Key Largo is an island in the upper Florida Keys archipelago and, at 33 miles long, the largest of Keys. It is also the northernmost of the Florida Keys in Monroe County, and the northernmost of the Keys connected by U.S. Route 1 (the Overseas Highway). Its earlier Spanish name was Cayo Largo.[1]
Key Largo is connected to the mainland in Miami-Dade County by two routes. The Overseas Highway, which is U.S. Route 1, crosses Jewfish Creek from the middle of the island to the extreme southeastern part of the mainland, while the Card Sound Bridge connects the northern part of the island across Biscayne Bay to the mainland. Both routes lead to Florida City.

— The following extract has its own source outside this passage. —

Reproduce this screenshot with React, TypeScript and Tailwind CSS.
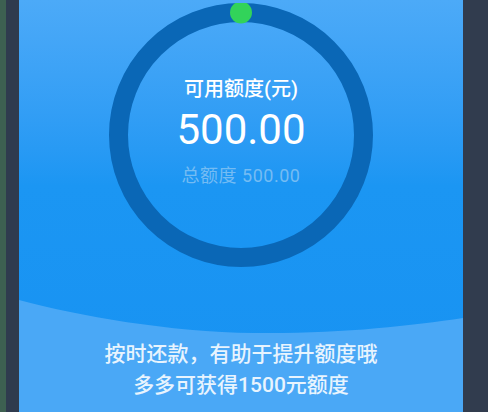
import React from 'react';

export default function App() {
  return (
    <div
      className="flex w-[488px] h-[412px] overflow-hidden bg-[#313c4e]"
      style={{ fontFamily: 'Roboto, "Noto Sans CJK SC", sans-serif' }}
    >
      {/* left edge strips */}
      <div className="w-[6px] h-full bg-[#3d6051]" />
      <div className="w-[13px] h-full bg-[#2f3b4e]" />

      {/* main panel */}
      <div className="relative w-[444px] h-full bg-gradient-to-b from-[#4caaf8] via-[#1b96f3] via-45% to-[#1792f2] flex flex-col items-center">
        {/* wave */}
        <svg className="absolute left-0 bottom-0" width="444" height="112" viewBox="0 0 444 112">
          <path
            d="M0 0 C 60 16, 150 32, 235 33 C 320 34, 390 26, 444 18 L444 112 L0 112 Z"
            fill="#4aa8f6"
          />
        </svg>

        {/* ring */}
        <div className="relative mt-[3px] w-[264px] h-[264px] flex flex-col items-center pt-[72px]">
          <svg className="absolute inset-0" width="264" height="264" viewBox="0 0 264 264">
            <circle cx="132" cy="132" r="122.5" fill="none" stroke="#0a67b6" strokeWidth="19" />
            <circle cx="132" cy="9.5" r="11" fill="#32d35a" />
          </svg>
          <div className="relative text-[20px] leading-[28px] font-medium text-white">可用额度(元)</div>
          <div className="relative mt-[3px] text-[42px] leading-[48px] text-white">500.00</div>
          <div className="relative mt-[10px] text-[18px] leading-[24px] tracking-[0.5px] text-[#74bcf3]">
            总额度 500.00
          </div>
        </div>

        {/* tips */}
        <div className="relative mt-[72px] flex flex-col items-center text-[21px] leading-[31px] font-medium text-[#e8f4fe]">
          <div>按时还款，有助于提升额度哦</div>
          <div>多多可获得1500元额度</div>
        </div>
      </div>
    </div>
  );
}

Key Largo is a popular tourist destination and calls itself the "Diving Capital of the World". Tourists enjoy Key Largo's scuba diving and sports-fishing. Its proximity to the Everglades also makes it a premier destination for kayakers and ecotourists. Automotive and highway pioneer and Miami Beach developer Carl G. Fisher built Key Largo's famous Caribbean Club in 1938 as his last project, and it later became famous as a filming site for many of the scenes in the 1947 Humphrey Bogart-Lauren Bacall film Key Largo.
There are three census-designated places on Key Largo: North Key Largo, near the Card sound Bridge, Key Largo, eight or nine miles from the southern end of the island, and Tavernier, at the southern end of the island. Ocean Reef Club is a private gated community at the northern end of the island.
Key Largo is situated between Everglades National Park to the north-west and John Pennekamp Coral Reef State Park to the east, the first underwater park in the United States and the site of the only living coral barrier reef in the continental United States.